─── LISTED RECORDS
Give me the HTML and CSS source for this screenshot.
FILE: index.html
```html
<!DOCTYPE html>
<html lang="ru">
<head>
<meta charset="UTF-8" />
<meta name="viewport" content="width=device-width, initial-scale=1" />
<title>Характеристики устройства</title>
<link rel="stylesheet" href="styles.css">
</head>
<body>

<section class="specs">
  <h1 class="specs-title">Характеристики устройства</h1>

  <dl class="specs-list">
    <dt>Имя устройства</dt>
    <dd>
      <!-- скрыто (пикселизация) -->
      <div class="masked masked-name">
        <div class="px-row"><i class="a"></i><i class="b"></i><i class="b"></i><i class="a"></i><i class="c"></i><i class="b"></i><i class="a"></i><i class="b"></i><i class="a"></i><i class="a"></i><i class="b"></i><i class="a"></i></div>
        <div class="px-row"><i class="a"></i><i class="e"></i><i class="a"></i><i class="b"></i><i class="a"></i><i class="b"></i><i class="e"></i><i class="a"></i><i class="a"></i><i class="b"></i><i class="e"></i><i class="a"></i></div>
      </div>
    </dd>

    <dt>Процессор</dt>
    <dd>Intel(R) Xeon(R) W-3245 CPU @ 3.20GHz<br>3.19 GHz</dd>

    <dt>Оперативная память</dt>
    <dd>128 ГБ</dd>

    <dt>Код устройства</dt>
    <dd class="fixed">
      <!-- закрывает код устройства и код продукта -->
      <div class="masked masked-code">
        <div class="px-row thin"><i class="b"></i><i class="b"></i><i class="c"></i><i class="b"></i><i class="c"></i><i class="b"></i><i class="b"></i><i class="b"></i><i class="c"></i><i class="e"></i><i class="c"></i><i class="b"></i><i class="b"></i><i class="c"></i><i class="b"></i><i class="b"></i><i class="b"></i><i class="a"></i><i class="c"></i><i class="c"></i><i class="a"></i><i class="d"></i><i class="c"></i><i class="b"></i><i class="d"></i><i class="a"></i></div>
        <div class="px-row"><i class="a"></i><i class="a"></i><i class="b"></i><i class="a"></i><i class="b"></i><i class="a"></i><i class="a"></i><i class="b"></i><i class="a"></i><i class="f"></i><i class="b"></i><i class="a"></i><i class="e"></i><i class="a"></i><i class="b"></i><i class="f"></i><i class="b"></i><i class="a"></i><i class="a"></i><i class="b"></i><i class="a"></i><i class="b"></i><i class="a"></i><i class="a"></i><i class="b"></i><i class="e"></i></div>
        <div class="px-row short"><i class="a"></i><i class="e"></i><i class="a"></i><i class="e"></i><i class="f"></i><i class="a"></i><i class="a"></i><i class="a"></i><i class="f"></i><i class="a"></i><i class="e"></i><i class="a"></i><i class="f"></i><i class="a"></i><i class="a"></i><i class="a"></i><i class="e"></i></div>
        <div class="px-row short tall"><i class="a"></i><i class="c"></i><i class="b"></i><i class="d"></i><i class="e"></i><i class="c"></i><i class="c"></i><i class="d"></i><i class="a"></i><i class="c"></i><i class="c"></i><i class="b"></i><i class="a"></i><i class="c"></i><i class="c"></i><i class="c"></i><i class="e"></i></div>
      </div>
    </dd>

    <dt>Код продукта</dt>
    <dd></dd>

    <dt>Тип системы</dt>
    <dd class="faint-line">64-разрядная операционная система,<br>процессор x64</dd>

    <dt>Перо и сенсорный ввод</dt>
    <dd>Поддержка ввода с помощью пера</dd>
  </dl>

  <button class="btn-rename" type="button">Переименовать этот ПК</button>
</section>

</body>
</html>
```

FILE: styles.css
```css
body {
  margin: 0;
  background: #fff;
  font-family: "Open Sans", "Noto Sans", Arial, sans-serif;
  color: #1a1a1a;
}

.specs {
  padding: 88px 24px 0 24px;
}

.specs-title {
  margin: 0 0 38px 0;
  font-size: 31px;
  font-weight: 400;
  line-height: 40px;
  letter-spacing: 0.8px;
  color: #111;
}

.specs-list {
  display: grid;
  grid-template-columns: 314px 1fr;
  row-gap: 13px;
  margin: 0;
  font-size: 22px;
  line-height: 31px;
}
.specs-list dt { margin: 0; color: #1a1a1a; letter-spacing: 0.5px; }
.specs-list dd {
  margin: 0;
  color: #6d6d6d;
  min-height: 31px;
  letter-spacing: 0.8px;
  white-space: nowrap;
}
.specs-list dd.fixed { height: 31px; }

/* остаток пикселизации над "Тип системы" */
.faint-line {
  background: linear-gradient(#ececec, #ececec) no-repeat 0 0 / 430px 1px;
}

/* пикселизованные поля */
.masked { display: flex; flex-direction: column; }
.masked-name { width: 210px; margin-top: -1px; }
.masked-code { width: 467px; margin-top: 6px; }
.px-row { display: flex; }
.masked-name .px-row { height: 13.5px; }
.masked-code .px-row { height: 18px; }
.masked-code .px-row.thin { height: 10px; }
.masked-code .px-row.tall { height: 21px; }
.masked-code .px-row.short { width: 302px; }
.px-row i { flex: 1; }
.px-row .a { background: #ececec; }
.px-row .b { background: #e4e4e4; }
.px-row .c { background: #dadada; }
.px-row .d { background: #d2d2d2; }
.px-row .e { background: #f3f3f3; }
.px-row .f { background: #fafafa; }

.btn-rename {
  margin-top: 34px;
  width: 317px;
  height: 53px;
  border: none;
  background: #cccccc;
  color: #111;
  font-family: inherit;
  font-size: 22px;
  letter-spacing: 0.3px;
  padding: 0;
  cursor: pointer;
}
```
──────
─── LISTED RECORDS
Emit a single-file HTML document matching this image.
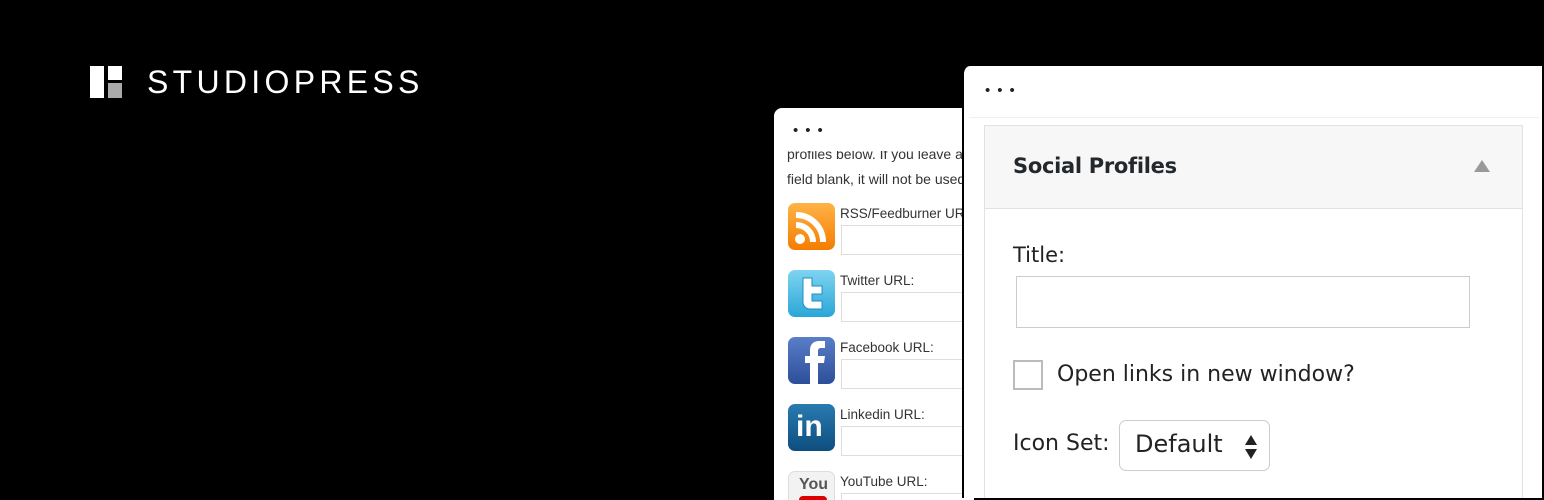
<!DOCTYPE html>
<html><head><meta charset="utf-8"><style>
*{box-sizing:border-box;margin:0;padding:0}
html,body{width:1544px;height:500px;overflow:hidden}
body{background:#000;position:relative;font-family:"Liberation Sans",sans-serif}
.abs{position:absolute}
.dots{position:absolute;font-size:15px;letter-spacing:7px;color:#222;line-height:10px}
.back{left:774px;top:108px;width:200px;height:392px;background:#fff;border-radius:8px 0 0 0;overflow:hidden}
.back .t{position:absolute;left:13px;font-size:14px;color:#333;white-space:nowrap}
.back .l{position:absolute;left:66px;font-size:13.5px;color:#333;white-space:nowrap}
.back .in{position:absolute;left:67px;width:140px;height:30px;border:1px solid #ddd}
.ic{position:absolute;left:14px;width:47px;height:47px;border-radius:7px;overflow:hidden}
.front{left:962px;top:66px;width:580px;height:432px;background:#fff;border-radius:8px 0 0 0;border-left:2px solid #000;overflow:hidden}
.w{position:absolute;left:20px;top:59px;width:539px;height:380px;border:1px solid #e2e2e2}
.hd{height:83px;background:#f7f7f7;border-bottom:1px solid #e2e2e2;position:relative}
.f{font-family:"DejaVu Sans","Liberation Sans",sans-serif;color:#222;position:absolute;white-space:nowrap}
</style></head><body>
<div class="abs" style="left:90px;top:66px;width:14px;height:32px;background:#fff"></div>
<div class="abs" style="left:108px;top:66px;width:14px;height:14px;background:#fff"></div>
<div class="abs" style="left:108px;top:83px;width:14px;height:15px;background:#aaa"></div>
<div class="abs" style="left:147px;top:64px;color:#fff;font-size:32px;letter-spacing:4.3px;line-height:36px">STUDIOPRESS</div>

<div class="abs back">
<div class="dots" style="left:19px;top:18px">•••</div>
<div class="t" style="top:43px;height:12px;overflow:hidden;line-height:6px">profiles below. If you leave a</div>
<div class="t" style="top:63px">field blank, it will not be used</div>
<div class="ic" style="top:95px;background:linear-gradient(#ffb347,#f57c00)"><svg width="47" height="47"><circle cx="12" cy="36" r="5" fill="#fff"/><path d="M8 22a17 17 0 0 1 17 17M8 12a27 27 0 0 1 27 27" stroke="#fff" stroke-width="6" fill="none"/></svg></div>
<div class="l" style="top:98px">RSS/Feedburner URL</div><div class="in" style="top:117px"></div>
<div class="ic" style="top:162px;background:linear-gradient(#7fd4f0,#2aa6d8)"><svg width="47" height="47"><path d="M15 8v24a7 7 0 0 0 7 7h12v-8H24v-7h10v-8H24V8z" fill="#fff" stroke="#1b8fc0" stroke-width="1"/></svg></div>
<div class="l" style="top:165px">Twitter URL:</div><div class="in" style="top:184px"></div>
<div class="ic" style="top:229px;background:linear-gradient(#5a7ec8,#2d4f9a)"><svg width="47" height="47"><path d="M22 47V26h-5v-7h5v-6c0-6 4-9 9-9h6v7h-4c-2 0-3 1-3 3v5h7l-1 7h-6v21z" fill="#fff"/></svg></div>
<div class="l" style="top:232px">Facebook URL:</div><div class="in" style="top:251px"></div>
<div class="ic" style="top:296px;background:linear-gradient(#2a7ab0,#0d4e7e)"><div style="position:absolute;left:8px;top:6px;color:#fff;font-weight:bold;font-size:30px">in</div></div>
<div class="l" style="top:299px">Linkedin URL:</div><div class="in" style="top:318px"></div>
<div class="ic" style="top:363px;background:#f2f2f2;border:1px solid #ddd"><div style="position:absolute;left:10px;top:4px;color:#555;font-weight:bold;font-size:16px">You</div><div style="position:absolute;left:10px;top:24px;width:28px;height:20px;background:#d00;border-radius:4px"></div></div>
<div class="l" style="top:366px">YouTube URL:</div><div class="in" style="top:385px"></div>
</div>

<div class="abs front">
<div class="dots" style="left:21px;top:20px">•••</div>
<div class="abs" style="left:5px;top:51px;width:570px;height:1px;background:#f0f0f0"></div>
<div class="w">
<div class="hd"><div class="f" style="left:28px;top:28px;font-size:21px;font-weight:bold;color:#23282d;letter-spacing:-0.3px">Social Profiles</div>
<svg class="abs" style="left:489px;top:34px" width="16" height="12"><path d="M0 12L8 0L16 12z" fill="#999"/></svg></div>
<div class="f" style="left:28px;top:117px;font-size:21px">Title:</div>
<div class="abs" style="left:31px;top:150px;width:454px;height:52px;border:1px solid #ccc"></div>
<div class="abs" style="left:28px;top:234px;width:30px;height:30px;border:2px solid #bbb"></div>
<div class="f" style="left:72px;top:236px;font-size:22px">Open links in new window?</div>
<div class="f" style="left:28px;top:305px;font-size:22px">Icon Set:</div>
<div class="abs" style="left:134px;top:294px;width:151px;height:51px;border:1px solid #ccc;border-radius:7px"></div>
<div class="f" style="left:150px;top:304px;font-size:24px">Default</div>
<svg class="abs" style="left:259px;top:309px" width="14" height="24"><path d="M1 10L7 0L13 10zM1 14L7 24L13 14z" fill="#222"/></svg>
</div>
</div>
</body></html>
──────
→ **TASK**
Find out how many lines in the listing contain the string "this". Give the number alone.

→ **EXERCISE ANSWER**
2